Thursday, 19 July 2012

Home is Where the Hurt is

I realised, yesterday, it was exactly five years since I resigned from the Home Office.

It was an elementary decision in the end. Having had six line managers in ten months, I was compelled to accept a demotion from a grade I had held for four years. Annual reports of my performance were not deemed relevant by HR.

From what I hear the working atmosphere has continued to deteriorate and with the almost indiscriminate cuts in staffing since 2010 has reached 'poisonous' levels. The last measure across Whitehall of morale in Departments put the HO at the bottom of the heap concluding: "Home Office civil servants have less faith in their department's readiness to do its job than employees in any other government office."
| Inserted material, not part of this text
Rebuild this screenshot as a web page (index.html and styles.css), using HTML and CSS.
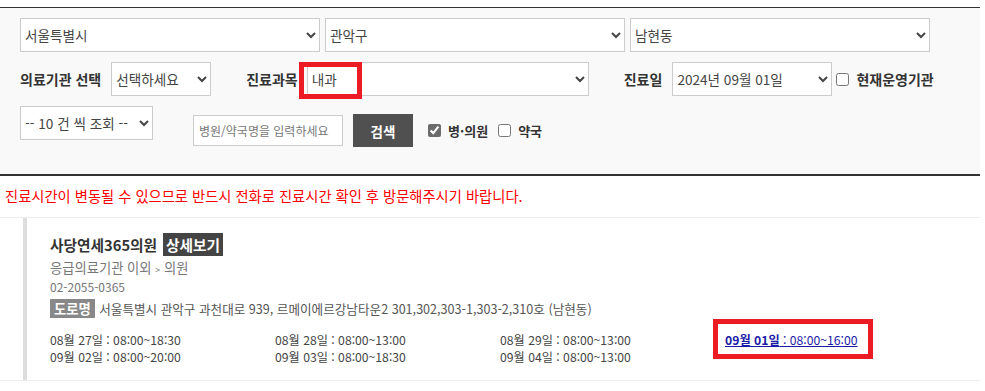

Although most of the turmol is kept within the confines of HQ in Marsham Street (above) we have all witnessed the suicidal cutting of UKBA staff and the inevitable huge queues at our airports. It does not seem to occur to Home SecTheresa May that you shouldn't cut staff when there is clearly a job for them to do. She acts like some penny pinching spinster running her life by austerity for its own sake, ready to watch her family be half-starved. To the Conservatives, civil servants are amateurish beauracrats first, effective dedicated public servants last.

The G4S "debacle" was a failure of monitoring a contract by the HO. My guess would be there were just not enough boots on the ground to the job, not after 8,500 redundancies. The relationshiip with staff generally could be compared to a dysfunctional family suffering sustained psychological abuse from a despised, aggressive figurehead.

So it was little surprise to see its maligned and ignored workforce seek to demonstrate its anger at the only time it would be noticed: during the Olympics. Ministers are gambling the public will continiue to relate any strike with the 1978/9 winter of discontent and condemn any exertion of union power. That antipathy won't last forever: unions are people too, my friend.